Nationally known constitutional scholar to speak on faith, citizenship and elections
Douglas Kmiec, a nationally known constitutional scholar and legal commentator, will give a lecture, "The Call to Faith-ful Citizenship and the 2008 Primary," from 4:30 to 5:30 p.m. Tuesday, March 11, in Room 238 of the University of St. Thomas School of Law in downtown Minneapolis.
The lecture, sponsored by the university's Terrence J. Murphy Institute for Catholic Thought, Law and Public Policy, is free and open to the public. A reception follows. Reservations are requested at murphyinstit@stthomas.edu.

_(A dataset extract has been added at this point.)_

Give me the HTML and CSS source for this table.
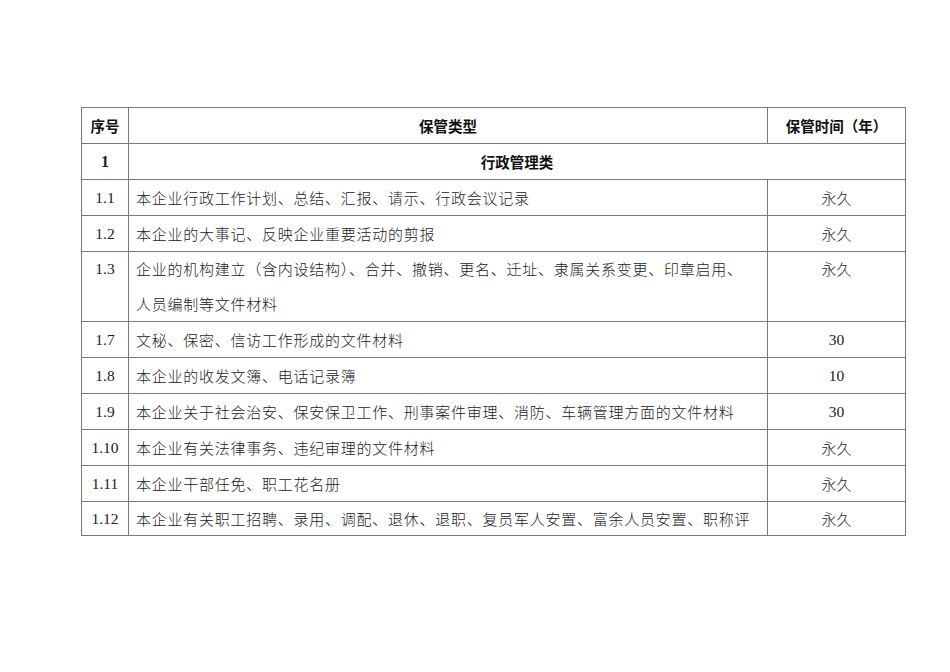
FILE: index.html
```html
<!DOCTYPE html>
<html lang="zh-CN">
<head>
<meta charset="utf-8">
<title>保管期限表</title>
<link rel="stylesheet" href="styles.css">
</head>
<body>
<div class="page">
<table class="grid">
  <colgroup>
    <col class="c-no">
    <col class="c-type">
    <col class="c-time">
  </colgroup>
  <tr class="head">
    <th>序号</th>
    <th>保管类型</th>
    <th>保管时间（年）</th>
  </tr>
  <tr class="group">
    <td class="no num bold">1</td>
    <td colspan="2" class="gtitle">行政管理类</td>
  </tr>
  <tr>
    <td class="no num">1.1</td>
    <td class="txt">本企业行政工作计划、总结、汇报、请示、行政会议记录</td>
    <td class="val">永久</td>
  </tr>
  <tr>
    <td class="no num">1.2</td>
    <td class="txt">本企业的大事记、反映企业重要活动的剪报</td>
    <td class="val">永久</td>
  </tr>
  <tr class="double">
    <td class="no num top">1.3</td>
    <td class="txt">企业的机构建立（含内设结构）、合并、撤销、更名、迁址、隶属关系变更、印章启用、<br>人员编制等文件材料</td>
    <td class="val top">永久</td>
  </tr>
  <tr>
    <td class="no num">1.7</td>
    <td class="txt">文秘、保密、信访工作形成的文件材料</td>
    <td class="val num">30</td>
  </tr>
  <tr>
    <td class="no num">1.8</td>
    <td class="txt">本企业的收发文簿、电话记录簿</td>
    <td class="val num">10</td>
  </tr>
  <tr>
    <td class="no num">1.9</td>
    <td class="txt">本企业关于社会治安、保安保卫工作、刑事案件审理、消防、车辆管理方面的文件材料</td>
    <td class="val num">30</td>
  </tr>
  <tr>
    <td class="no num">1.10</td>
    <td class="txt">本企业有关法律事务、违纪审理的文件材料</td>
    <td class="val">永久</td>
  </tr>
  <tr>
    <td class="no num">1.11</td>
    <td class="txt">本企业干部任免、职工花名册</td>
    <td class="val">永久</td>
  </tr>
  <tr class="last">
    <td class="no num">1.12</td>
    <td class="txt">本企业有关职工招聘、录用、调配、退休、退职、复员军人安置、富余人员安置、职称评</td>
    <td class="val">永久</td>
  </tr>
</table>
</div>
</body>
</html>
```
FILE: styles.css
```css
html, body {
  margin: 0;
  padding: 0;
  background: #ffffff;
}
.page {
  padding: 107px 0 0 81px;
  font-family: "Noto Sans CJK SC", sans-serif;
  color: #222;
}
.grid {
  border-collapse: collapse;
  table-layout: fixed;
  width: 824px;
  font-size: 15px;
}
.c-no { width: 47px; }
.c-type { width: 639px; }
.c-time { width: 138px; }
.grid th, .grid td {
  border: 1px solid #7a7a7a;
  padding: 0;
  height: 35px;
  line-height: 35px;
  vertical-align: middle;
  white-space: nowrap;
  overflow: hidden;
}
.grid th {
  font-weight: bold;
  font-size: 14.5px;
  text-align: center;
  color: #111;
}
.gtitle {
  text-align: center;
  font-weight: bold;
  font-size: 14.5px;
  color: #111;
}
.no {
  text-align: center;
}
.num {
  font-family: "Liberation Serif", serif;
  font-size: 15.5px;
}
.bold {
  font-weight: bold;
  font-size: 16px;
}
.txt {
  padding-left: 7px !important;
  letter-spacing: 0.75px;
  font-weight: 300;
}
.val {
  text-align: center;
  font-weight: 300;
}
.val.num {
  font-weight: normal;
}
.top {
  vertical-align: top !important;
}
.double td {
  height: 69px;
  line-height: 34.5px;
}
.last td {
  height: 33px;
  line-height: 33px;
}
```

Kmiec, who holds the Caruso Family Chair in Constitutional Law at Pepperdine University School of Law, is a former dean and professor at the Catholic University of America in Washington, D.C., and was a longtime member of the law faculty at the University of Notre Dame, where he directed its Thomas J. White Center on Law and Government and founded its Journal of Law, Ethics & Public Policy. Kmiec served as constitutional legal counsel during the Reagan and George Bush administrations (1985-89) and was a White House Fellow (1982-83). He received Distinguished Service Awards from two cabinet departments – the Department of Justice in 1987 and the Department of Housing and Urban Development in 1983. In 1988, he was awarded the Edmund J. Randolph Award by the attorney general. More recently, Kmiec also chaired former presidential candidate Mitt Romney's Committee on the Constitution.
He is the co-author (with legal historian Stephen Presser of Northwestern) of three 1998 books on the Constitution -- The American Constitutional Order; Individual Rights and the American Constitution and The History, Structure and Philosophy of the American Constitution. His 1995 book, Cease-Fire on the Family: The End of the Culture War attracted acclaim for proposing ways to "end the culture war" by renewing personal virtue and civic responsibility. He has also written The Attorney General's Lawyer: Inside the Meese Justice Department (Praeger, 1992) and several respected legal treatises.
Kmiec also will deliver the MacLaurin Institute's fourth-annual Faith and Law Lecture at 7 p.m. Wednesday, March 12, in Room 25 of Mondale Hall at the University of Minnesota. The institute is a Christian study center serving the University of Minnesota community.
St. Thomas ' Terrence J. Murphy Institute, founded in 2004, is a collaboration between the St. Thomas' Center for Catholic Studies and School of Law; it was created to explore the various interactions between law and Catholic thought.